Red Sea disruption yet to have a material impact

Pressure on product availability is easing as demand for materials drop, according to the latest report from the Construction Leadership Council.

The organisation’s material supply chain group said a fall in new housebuilding on the back of high interest rates and planning challenges was the main driver of the decline in demand.

“Larger builders do not anticipate a second half upturn at this stage,” said the statement issued by group co-chairs John Newcomb and Peter Capelhorn.


Source: Shutterstock

No major disruption has happened because of the attacks in the Red Sea, the report said

“Regional mid-cap builders, however, cite the availability of small sites as their number one concern but expect to maintain current output levels throughout the year.”

The pair said risks to product supply relating to disruption in the Red Sea were “yet to materialise” but added the group was monitoring the availability and cost of supplies from the Indian subcontinent and Asia, such as decorative sandstone, plywood and sheet materials, hand tools, ironmongery and electrical goods.

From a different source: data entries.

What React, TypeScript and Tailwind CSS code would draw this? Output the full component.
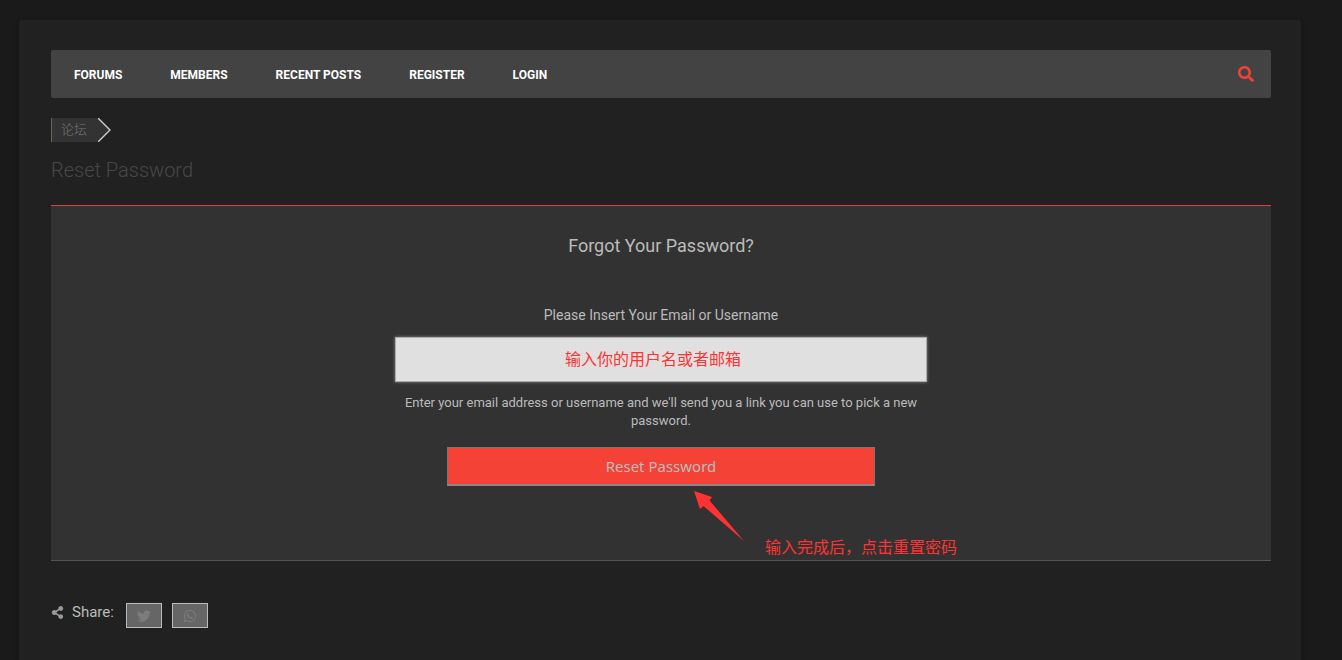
import { FaSearch, FaShareAlt, FaTwitter, FaWhatsapp } from "react-icons/fa";

const navItems = ["Forums", "Members", "Recent Posts", "Register", "Login"];

function NavBar() {
  return (
    <nav className="flex h-12 items-center justify-between rounded-xs bg-[#434343] pr-[17px] pl-[23px]">
      <ul className="flex gap-12">
        {navItems.map((item) => (
          <li key={item}>
            <a href="#" className="text-xs leading-5 font-bold text-white uppercase">
              {item}
            </a>
          </li>
        ))}
      </ul>
      <button type="button" aria-label="Search" className="text-[#f44336]">
        <FaSearch className="size-4" />
      </button>
    </nav>
  );
}

function Breadcrumb() {
  return (
    <div className="mt-5 flex h-6">
      <a
        href="#"
        className="flex items-center border-l border-[#666666] bg-[#333333] pr-[11px] pl-[9px] text-[13px] leading-6 font-light text-[#777777]"
      >
        论坛
      </a>
      <svg width="14" height="24" viewBox="0 0 14 24" aria-hidden="true">
        <path d="M0 0L12 12L0 24Z" fill="#333333" />
        <path d="M0 0L12 12L0 24" fill="none" stroke="#cccccc" strokeWidth="1.4" />
      </svg>
    </div>
  );
}

function ResetForm() {
  return (
    <form
      onSubmit={(e) => e.preventDefault()}
      className="mt-[23px] flex flex-col items-center border-t border-b border-t-[#d0443a] border-b-[#555555] bg-[#323232] px-4 pt-7 pb-[74px] text-center text-[#bbbbbb]"
    >
      <h2 className="text-lg leading-6">Forgot Your Password?</h2>
      <label htmlFor="userlogin" className="mt-[47px] text-sm leading-5">
        Please Insert Your Email or Username
      </label>
      <input
        id="userlogin"
        type="text"
        placeholder="输入你的用户名或者邮箱"
        className="mt-3 h-[45px] w-full max-w-[532px] border border-[#aaaaaa] bg-[#e0e0e0] pr-4 text-center text-base text-[#333333] shadow-[0_0_3px_#888888] outline-none placeholder:text-[#ff3333]"
      />
      <p className="mt-3 max-w-[532px] text-[13px] leading-[18px]">
        Enter your email address or username and we'll send you a link you can use to pick a new
        password.
      </p>
      <div className="relative mt-[17px] w-full max-w-[428px]">
        <button
          type="submit"
          className="block h-[39px] w-full border border-b-2 border-[#777777] border-b-[#888888] bg-[#f44336] font-['Noto_Sans','Noto_Sans_CJK_SC',sans-serif] text-[15px] text-[#bbbbbb]"
        >
          Reset Password
        </button>
        <svg
          className="absolute top-11 left-[247px]"
          width="51"
          height="51"
          viewBox="0 0 51 51"
          aria-hidden="true"
        >
          <path
            d="M0 0L18 6L15.500 9.500L50 50L9.500 15L6 18Z"
            fill="#ff3333"
          />
        </svg>
        <span className="absolute top-[89px] left-[318px] text-base leading-6 whitespace-nowrap text-[#ff3333]">
          输入完成后，点击重置密码
        </span>
      </div>
    </form>
  );
}

function ShareBar() {
  const linkStyle =
    "flex h-[25px] w-9 items-center justify-center border border-[#bbbbbb] bg-[#666666] text-[#7c7c7c]";

  return (
    <div className="mt-[42px] flex items-start">
      <div className="flex items-center gap-2 text-[#bbbbbb]">
        <FaShareAlt className="size-[13px] text-[#999999]" />
        <span className="text-[15px] leading-[18px]">Share:</span>
      </div>
      <div className="ml-3 flex gap-[10px]">
        <a href="#" aria-label="Twitter" className={linkStyle}>
          <FaTwitter className="size-[14px]" />
        </a>
        <a href="#" aria-label="WhatsApp" className={linkStyle}>
          <FaWhatsapp className="size-[14px]" />
        </a>
      </div>
    </div>
  );
}

export default function App() {
  return (
    <div className="flex min-h-screen flex-col bg-[#1a1a1a] pt-5 pr-[41px] pl-[19px] font-['Roboto','Noto_Sans_CJK_SC',sans-serif]">
      <main className="grow rounded-t-xs bg-[#212121] pt-[30px] pr-[30px] pb-8 pl-8 shadow-[0_2px_4px_#141414]">
        <NavBar />
        <Breadcrumb />
        <h1 className="mt-4 text-xl leading-6 font-light text-[#484848]">Reset Password</h1>
        <ResetForm />
        <ShareBar />
      </main>
    </div>
  );
}
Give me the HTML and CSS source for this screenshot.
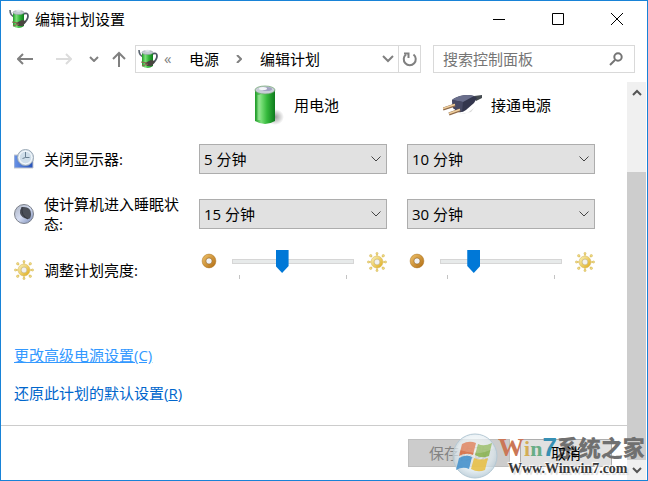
FILE: index.html
```html
<!DOCTYPE html>
<html lang="zh-CN">
  <head>
    <meta charset="UTF-8" />
    <meta name="viewport" content="width=device-width, initial-scale=1.0" />
    <title>编辑计划设置</title>
    <link rel="stylesheet" href="styles.css">
  </head>
  <body>
    <svg class="defs" width="0" height="0" aria-hidden="true">
      <defs>
        <linearGradient id="green" x1="0" x2="1">
          <stop offset="0" stop-color="#1f9a28" />
          <stop offset="0.3" stop-color="#7be07a" />
          <stop offset="0.6" stop-color="#35b93c" />
          <stop offset="1" stop-color="#0d7a1c" />
        </linearGradient>
        <linearGradient id="gold" x1="0" y1="0" x2="1" y2="1">
          <stop offset="0" stop-color="#e8b860" />
          <stop offset="1" stop-color="#b8761c" />
        </linearGradient>
        <linearGradient id="yellow" x1="0" y1="0" x2="1" y2="1">
          <stop offset="0" stop-color="#f7eba8" />
          <stop offset="1" stop-color="#e2b32a" />
        </linearGradient>
        <linearGradient id="blue" x1="0" x2="1">
          <stop offset="0" stop-color="#6a94e8" />
          <stop offset="1" stop-color="#2450b8" />
        </linearGradient>
        <linearGradient id="steel" x1="0" y1="0" x2="1" y2="1">
          <stop offset="0" stop-color="#a9b0bf" />
          <stop offset="0.5" stop-color="#d5ddf2" />
          <stop offset="1" stop-color="#7486b4" />
        </linearGradient>
        <radialGradient id="shadow">
          <stop offset="0" stop-color="#000" stop-opacity="0.4" />
          <stop offset="1" stop-color="#000" stop-opacity="0" />
        </radialGradient>
        <radialGradient id="glass" cx="0.5" cy="0.4" r="0.6">
          <stop offset="0" stop-color="#fff" stop-opacity="0.6" />
          <stop offset="0.7" stop-color="#dce8ee" stop-opacity="0.7" />
          <stop offset="1" stop-color="#b4c8d4" stop-opacity="0.8" />
        </radialGradient>
      </defs>
      <symbol id="power" viewBox="0 0 20 20">
        <path d="M1 1q0 6 5 7" fill="none" stroke="#5b6570" stroke-width="1.6" />
        <path d="M14 5q5-2 5 2t-5 8" fill="none" stroke="#4d5763" stroke-width="1.8" />
        <path d="M4 4v13q5.500 4 11 0V4z" fill="url(#green)" />
        <ellipse cx="9.500" cy="3.500" rx="5.500" ry="2" fill="#c3ccd2" stroke="#8d999f" stroke-width="0.6" />
        <ellipse cx="9.500" cy="1.800" rx="2.500" ry="1" fill="#dfe5ea" />
        <path d="M7 14l6-3 4 1-3 5-5 0z" fill="#4a4540" />
        <path d="M3 13l6 1M4 17l6-2" stroke="#8c6a4e" stroke-width="1.2" />
      </symbol>
      <symbol id="sun" viewBox="0 0 20 20">
        <path d="M10 2v2M10 16v2M2 10h2M16 10h2M4 4l1 1M15 15l1 1M4 16l1-1M15 5l1-1" stroke="#ecd273" stroke-width="1.4" />
        <g fill="#f0dc80" stroke="#cfae52" stroke-width="0.5">
          <circle cx="10" cy="1.500" r="1.100" /><circle cx="10" cy="18.500" r="1.100" />
          <circle cx="1.500" cy="10" r="1.100" /><circle cx="18.500" cy="10" r="1.100" />
          <circle cx="3.700" cy="3.700" r="1.200" /><circle cx="16.300" cy="3.700" r="1.200" />
          <circle cx="3.700" cy="16.300" r="1.200" /><circle cx="16.300" cy="16.300" r="1.200" />
        </g>
        <circle cx="10" cy="10" r="4.400" fill="#f1f1ef" stroke="url(#yellow)" stroke-width="3" />
        <circle cx="10" cy="10" r="6" fill="none" stroke="#cfab4c" stroke-width="0.5" />
        <circle cx="10" cy="10" r="2.900" fill="none" stroke="#b9a368" stroke-width="0.5" />
      </symbol>
      <symbol id="dim" viewBox="0 0 16 16">
        <circle cx="8" cy="8" r="5" fill="#f1f2f5" stroke="url(#gold)" stroke-width="3.800" />
        <circle cx="8" cy="8" r="6.900" fill="none" stroke="#a8701e" stroke-width="0.5" />
        <circle cx="8" cy="8" r="3.100" fill="none" stroke="#8e5f1c" stroke-width="0.6" />
      </symbol>
    </svg>

    <div class="window">
      <header class="title-bar">
        <svg class="app-icon" width="20" height="20"><use href="#power" /></svg>
        <h1>编辑计划设置</h1>
        <div class="window-buttons">
          <button aria-label="最小化"><svg width="12" height="12"><path d="M0 6.500h12" /></svg></button>
          <button aria-label="最大化"><svg width="12" height="12"><path d="M.5.500h11v11H.5z" /></svg></button>
          <button aria-label="关闭"><svg width="12" height="12"><path d="M0 0l12 12M12 0L0 12" /></svg></button>
        </div>
      </header>

      <nav class="nav-bar">
        <button class="arrow" aria-label="后退"><svg width="16" height="12"><path d="M1 6h15M6 1L1 6l5 5" /></svg></button>
        <button class="arrow disabled" aria-label="前进" disabled><svg width="16" height="12"><path d="M0 6h15M10 1l5 5-5 5" /></svg></button>
        <button class="recent" aria-label="最近"><svg width="10" height="6"><path d="M1 1l4 4 4-4" /></svg></button>
        <button class="up" aria-label="上移"><svg width="14" height="16"><path d="M7 16V2M1 8l6-6 6 6" /></svg></button>
        <div class="address">
          <svg class="app-icon" width="20" height="20"><use href="#power" /></svg>
          <span class="more">«</span>
          <a href="#">电源</a>
          <svg class="crumb" width="6" height="8"><path d="M1 0l4 4-4 4" /></svg>
          <a href="#">编辑计划</a>
          <button class="history" aria-label="历史"><svg width="12" height="8"><path d="M1 1l5 5 5-5" /></svg></button>
          <button class="refresh" aria-label="刷新">
            <svg width="16" height="16"><path d="M11.500 3.500a6 6 0 1 1-7.500 0" /><path d="M2 2.500h4.500V7" /></svg>
          </button>
        </div>
        <div class="search">
          <input type="search" aria-label="搜索控制面板" placeholder="搜索控制面板" />
          <svg width="14" height="14"><circle cx="9" cy="5" r="3.700" /><path d="M6 8l-5 5" /></svg>
        </div>
      </nav>

      <div class="body">
        <main>
          <div class="row heads">
            <span></span>
            <div class="head battery">
              <svg width="30" height="40">
                <ellipse cx="21" cy="32" rx="9" ry="8" fill="url(#shadow)" />
                <path d="M1 5v31q10 6 20 0V5z" fill="url(#green)" />
                <ellipse cx="11" cy="5" rx="10" ry="4" fill="#c9ced8" stroke="#6aa46c" stroke-width="0.7" />
                <ellipse cx="13" cy="4" rx="5" ry="2" fill="#a3a3c2" />
                <ellipse cx="9" cy="3.500" rx="4" ry="1.600" fill="#f4f6fa" />
                <path d="M5 10v25" stroke="#b8f5b4" stroke-opacity="0.5" stroke-width="3" />
              </svg>
              <span>用电池</span>
            </div>
            <div class="head plug">
              <svg width="40" height="22">
                <path d="M16 20q12 0 18-10l-6 8z" fill="#000" fill-opacity="0.15" />
                <path d="M31 2l8-1v3l-6 3z" fill="#454b50" />
                <path d="M9 6q2-2 8-4 8-2 14 0l3 2-3 5-8 7q-4 3-8 2l-5-4z" fill="#33364d" />
                <path d="M9 6q2-2 8-4 8-2 14 0L20 8z" fill="#6a6f8c" />
                <path d="M9 6l11 2-1 10-9-4z" fill="#464963" />
                <path d="M0 15l12-4M6 20l11-4" stroke="#8f6a49" stroke-width="3" />
                <path d="M0 14.500l12-4M6 19.500l11-4" stroke="#efcf9e" stroke-width="1.600" />
              </svg>
              <span>接通电源</span>
            </div>
          </div>

          <div class="row display">
            <label class="name" for="display-battery">
              <svg width="20" height="20">
                <path d="M0 6h19v13H0z" fill="url(#blue)" stroke="#c3c7ce" />
                <circle cx="11.500" cy="8.500" r="8" fill="#dce6ef" stroke="#9aa9b6" />
                <circle cx="11.500" cy="8.500" r="6.300" fill="#cfdeea" stroke="#f6fafd" />
                <path d="M11.500 3v5.500h4M11.500 8.500l-3 1" fill="none" stroke="#6a8093" />
              </svg>
              <span>关闭显示器:</span>
            </label>
            <select id="display-battery"><option>5 分钟</option><option>10 分钟</option></select>
            <select aria-label="关闭显示器 接通电源"><option>10 分钟</option><option>15 分钟</option></select>
          </div>

          <div class="row sleep">
            <label class="name" for="sleep-battery">
              <svg width="20" height="20">
                <circle cx="10" cy="10" r="9.500" fill="url(#steel)" stroke="#7d828c" />
                <path d="M8 3q9-1 9 7 0 5-3 5-7-1-8-6 0-4 2-6z" fill="#4b4f58" />
                <path d="M8 3q-1 9 6 12" fill="none" stroke="#343740" />
              </svg>
              <span>使计算机进入睡眠状态:</span>
            </label>
            <select id="sleep-battery"><option>15 分钟</option><option>30 分钟</option></select>
            <select aria-label="睡眠 接通电源"><option>30 分钟</option><option>60 分钟</option></select>
          </div>

          <div class="row brightness">
            <label class="name" for="bright-battery">
              <svg width="20" height="20"><use href="#sun" /></svg>
              <span>调整计划亮度:</span>
            </label>
            <div class="slider">
              <svg class="dim" width="16" height="16"><use href="#dim" /></svg>
              <div class="track">
                <input id="bright-battery" type="range" min="0" max="100" value="40" />
                <div class="ticks"></div>
              </div>
              <svg width="20" height="20"><use href="#sun" /></svg>
            </div>
            <div class="slider">
              <svg class="dim" width="16" height="16"><use href="#dim" /></svg>
              <div class="track">
                <input type="range" aria-label="亮度 接通电源" min="0" max="100" value="25" />
                <div class="ticks"></div>
              </div>
              <svg width="20" height="20"><use href="#sun" /></svg>
            </div>
          </div>

          <div class="links">
            <a class="hover" href="#">更改高级电源设置(C)</a>
            <a href="#">还原此计划的默认设置(<u>R</u>)</a>
          </div>

          <footer>
            <button class="save" disabled>保存修改</button>
            <button class="cancel"><span>取消</span></button>
          </footer>
        </main>

        <div class="scrollbar">
          <button aria-label="向上滚动"><svg width="10" height="7"><path d="M1 6l4-4 4 4" /></svg></button>
          <div class="thumb"></div>
          <button class="down" aria-label="向下滚动"><svg width="10" height="7"><path d="M1 1l4 4 4-4" /></svg></button>
        </div>
      </div>

      <div class="watermark">
        <svg width="46" height="48">
          <circle cx="23" cy="24" r="22" fill="url(#glass)" stroke="#b4c8d4" />
          <g fill-opacity="0.85">
            <path d="M10 12q7-4 14-1l-3 12q-7-3-14 1z" fill="#d9683c" />
            <path d="M26 12q6 3 14-1l-3 13q-8 3-14-1z" fill="#86b04a" />
            <path d="M7 26q7-4 13-1l-3 12q-6-3-13 1z" fill="#3f8ecb" />
            <path d="M22 26q7 3 14 0l-3 12q-7 3-14-1z" fill="#e8bd3e" />
          </g>
          <path d="M4 17Q10 4 23 3t19 13q-10 6-19 5T4 17z" fill="#fff" fill-opacity="0.2" />
        </svg>
        <div class="brand">
          <p class="logo"><span class="w">W</span><span class="i">i</span><span class="n">n</span><span class="seven">7</span><span class="cn">系统之家</span></p>
          <p class="url">Www.Winwin7.com</p>
        </div>
      </div>
    </div>
  </body>
</html>
```
FILE: styles.css
```css
* {
  box-sizing: border-box;
}
body {
  margin: 0;
  background: #fff;
  color: #000;
  font: 15px/20px "Open Sans", "Noto Sans CJK SC", sans-serif;
}
svg {
  display: block;
  flex: none;
}
.defs {
  position: absolute;
}
button,
input,
select {
  font: inherit;
  color: inherit;
}
button {
  display: flex;
  align-items: center;
  justify-content: center;
  padding: 0;
  border: 0;
  background: none;
}
button path,
.crumb path {
  fill: none;
  stroke: currentColor;
}
h1,
p {
  margin: 0;
}
.window {
  position: relative;
  display: flex;
  flex-direction: column;
  min-height: 100vh;
  border: 1px solid #1883d7;
}

/* title bar */
.title-bar {
  display: flex;
  align-items: center;
  height: 36px;
  padding: 0 1px 0 8px;
}
h1 {
  flex: 1;
  margin-left: 6px;
  font-size: 15px;
  font-weight: normal;
}
.window-buttons {
  display: flex;
}
.window-buttons button {
  width: 59px;
  height: 36px;
}

/* navigation */
.nav-bar {
  display: flex;
  align-items: center;
  height: 45px;
  padding: 0 12px 1px 16px;
  color: #808080;
}
.nav-bar button path {
  stroke-width: 2;
}
.arrow {
  margin-right: 23px;
}
.arrow.disabled {
  margin-right: 17px;
  color: #dcdcdc;
}
.recent {
  margin-right: 13px;
}
.up {
  margin-right: 9px;
}
.address,
.search {
  display: flex;
  align-items: center;
  height: 28px;
  border: 1px solid #d9d9d9;
}
.address {
  flex: 1;
  padding-left: 2px;
}
.address a {
  color: #000;
  text-decoration: none;
}
.more {
  width: 25px;
  margin-left: 6px;
  padding-bottom: 2px;
}
.crumb {
  margin: 0 18px 0 17px;
  stroke-width: 2;
}
.history {
  margin-left: auto;
  width: 20px;
  height: 26px;
}
.refresh {
  width: 22px;
  height: 26px;
  border-left: 1px solid #d9d9d9;
}
.search {
  width: 202px;
  margin-left: 12px;
  padding: 0 11px 0 9px;
}
.search input {
  flex: 1;
  min-width: 0;
  padding: 0;
  border: 0;
  outline: 0;
  background: none;
}
.search input::placeholder {
  color: #757575;
}
.search svg {
  fill: none;
  stroke: #747474;
  stroke-width: 2;
}

/* content and its scrollbar */
.body {
  flex: 1;
  display: flex;
  padding-right: 1px;
}
main {
  flex: 1;
  display: flex;
  flex-direction: column;
}
.row {
  display: grid;
  grid-template-columns: 165px 1fr 1fr;
  column-gap: 20px;
  align-items: center;
  padding: 0 32px 0 13px;
}
.heads {
  height: 46px;
}
.display {
  height: 62px;
}
.sleep {
  height: 48px;
}
.brightness {
  height: 64px;
}
.head {
  display: flex;
  align-items: center;
  gap: 10px;
}
.battery {
  padding-left: 55px;
}
.plug {
  padding-left: 36px;
  gap: 8px;
}
.name {
  display: flex;
  align-items: center;
  gap: 10px;
}
select {
  width: 100%;
  height: 30px;
  padding: 0 24px 0 4px;
  border: 1px solid #adadad;
  border-radius: 0;
  appearance: none;
  background: #e1e1e1 url("data:image/svg+xml,%3Csvg xmlns='http://www.w3.org/2000/svg' width='10' height='6'%3E%3Cpath d='M.5.5L5 5 9.500.5' fill='none' stroke='%23444'/%3E%3C/svg%3E") no-repeat right 5px center;
}
.slider {
  display: flex;
  align-self: start;
  padding: 12px 0 0 2px;
}
.slider svg {
  margin-top: 2px;
}
.slider .dim {
  margin-top: 3px;
}
.track {
  flex: 1;
  margin: 0 13px 0 15px;
}
input[type="range"] {
  display: block;
  width: 100%;
  height: 23px;
  margin: 0;
  appearance: none;
  background: linear-gradient(#e7eaea, #e7eaea) center / calc(100% - 2px) 3px no-repeat,
    linear-gradient(#d6d6d6, #d6d6d6) center / 100% 5px no-repeat;
}
input[type="range"]::-webkit-slider-thumb {
  appearance: none;
  width: 13px;
  height: 23px;
  background: #0078d7;
  clip-path: polygon(0 0, 100% 0, 100% 70%, 50% 100%, 0 70%);
}
.ticks {
  height: 4px;
  margin: 2px 7px 0;
  border: solid #c4c4c4;
  border-width: 0 1px;
}
.links {
  display: flex;
  flex-direction: column;
  align-items: flex-start;
  gap: 18px;
  padding: 43px 13px 22px;
}
.links a {
  color: #0066cc;
  text-decoration: none;
}
.links .hover {
  color: #3399ff;
  text-decoration: underline;
}
footer {
  flex: 1;
  display: flex;
  gap: 10px;
  justify-content: flex-end;
  align-items: flex-start;
  padding: 13px 15px 13px 0;
  border-top: 1px solid #ccc;
}
footer button {
  height: 28px;
  border: 1px solid #adadad;
}
.save {
  width: 102px;
  background: #ccc;
  border-color: #bfbfbf;
  color: #838383;
}
.cancel {
  width: 92px;
  background: #e1e1e1;
}
.cancel span {
  position: relative;
  z-index: 2;
}
.scrollbar {
  display: flex;
  flex-direction: column;
  width: 19px;
  background: #f0f0f0;
}
.scrollbar button {
  height: 20px;
  color: #555;
  stroke-width: 2;
}
.thumb {
  flex: 1;
  margin-top: 70px;
  background: #cdcdcd;
}
.scrollbar .down {
  position: relative;
  z-index: 2;
}

/* site mark over the bottom right corner */
.watermark {
  position: absolute;
  right: 1px;
  bottom: 0;
  z-index: 1;
  display: flex;
  width: 194px;
  pointer-events: none;
}
.brand {
  white-space: nowrap;
}
.logo {
  display: flex;
  align-items: baseline;
  height: 28px;
  font: bold 22px/28px "Liberation Serif", serif;
}
.w {
  font-size: 26px;
  color: #cb7757;
}
.i {
  color: #d3ad55;
}
.n {
  color: #68ad86;
}
.seven {
  font: bold 26px/28px "Liberation Sans", sans-serif;
  color: #3790b4;
}
.cn {
  font: 900 22px/28px "Noto Sans CJK SC", sans-serif;
  color: #707070;
}
.url {
  padding-left: 10px;
  font: bold 14px/18px "Liberation Serif", serif;
  color: #383838;
  text-shadow: 0 0 2px #fff, -1px -1px 1px #fff, 2px 2px 1px #ddd;
}
```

Commercial shipping through the waterway has become challenging in recent months with Houthi militants from Yemen targeting vessels which they claim are Israeli-owned, flagged or operated, or which are heading to Israeli ports.

“A longer sea journey of 10-15 days has led to delays in deliveries, so the main concern here relates to five-fold price increases stemming from increased shipping and container costs for these products,” said Newcomb, chief executive of the Builders Merchants Federation, and Caplehorn, chief executive of the Construction Products Association.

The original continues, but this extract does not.